After building the Soo Canal (known as the “Linchpin of the Great Lakes”) in the Saint Marys River, which opened Lake Superior to regular shipping traffic by connecting Lakes Superior and Huron, the St. Mary’s Falls Ship Canal Co. received as compensation 750,000 acres of land in Michigan’s mineral district from Congress. In 1860, the company transferred its mineral lands, among the richest in the world, to the newly chartered St. Mary’s Canal Mineral Land Co. The latter company was organized in 1860 and its stockholders consisted chiefly of the controlling group of stockholders in the St. Mary’s Falls Ship Canal Co. In the spring of 1860 the Mineral Land Co. transferred 1,650 acres of its holdings to the Albany & Boston Mining Co. in exchange for 5,000 shares of the latter corporation’s stock. The primary shareholders in the Albany & Boston Mining Co. were the same eastern group of individuals who controlled the Mineral Land Co. and the Ship Canal Co. In 1864, the Mineral Land Co. sold most of its iron lands in Marquette County (some 38,000 acres) to the Iron Cliffs Co. for half a million dollars. Another sale took place in 1865, when the quarter section of copper land on which the Calumet & Hecla Co.’s famous mine would later be located was sold to that company for $60,000. The Mineral Land Co. sold much of its property in 1865 and 1866. In 1901, the company was succeeded by the Saint Mary’s Mineral Land Co., which was then sold to the Copper Range Company.

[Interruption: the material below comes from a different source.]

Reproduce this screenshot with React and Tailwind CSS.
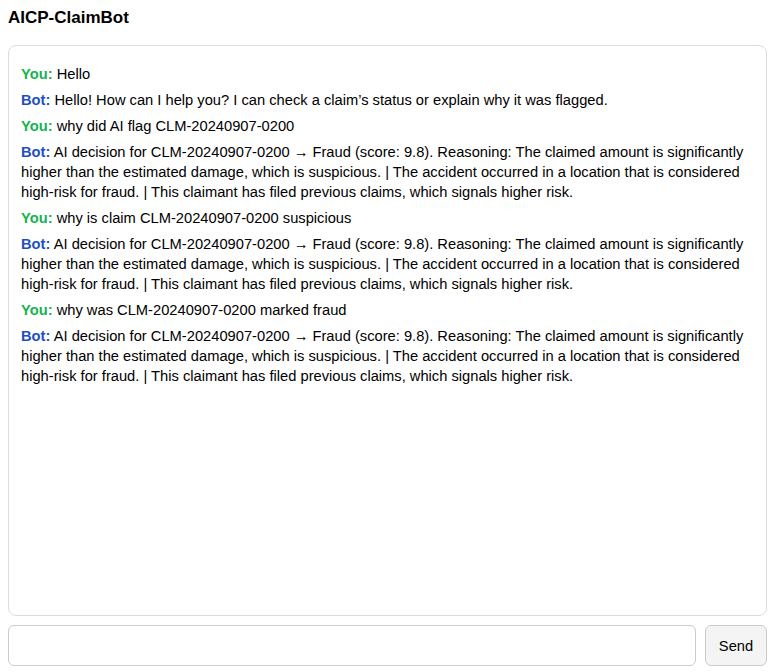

Another known map relating to the present company’s operations is Map showing lands of St. Mary’s Canal Mineral Land Co. [Detroit: St. Mary’s Canal Mineral Land Co., ca. 1870].

OCLC records only one copy, at Yale. Yale’s copy also bears manuscript annotations, and features a manuscript title on verso: “Eagle River & Cliff Mine District.”

A scarce map relating to America’s first copper boom.

REFERENCES: Barnett, Le Roy G. “Publications of the Saint Mary’s Falls Ship Canal Company and its Immediate Offspring,” Michigan Historical Review, Vol. 43, No. 1 (Central Michigan University, Spring 2017), pp. 85–98; Neu, Irene D. “The Building of the Sault Canal: 1852-1855,” The Mississippi Valley Historical Review, Vol. 40, No. 1, 1953, pp. 25–46; Neu, Irene D. Erastus Corning: Merchant and Financier, 1794–1872 (Ithaca, New York: Cornell University Press, 1960), pp. 151–14; “The Ancient Copper Mines of Michigan’s Upper Peninsula” (2012) at Star Myth World online.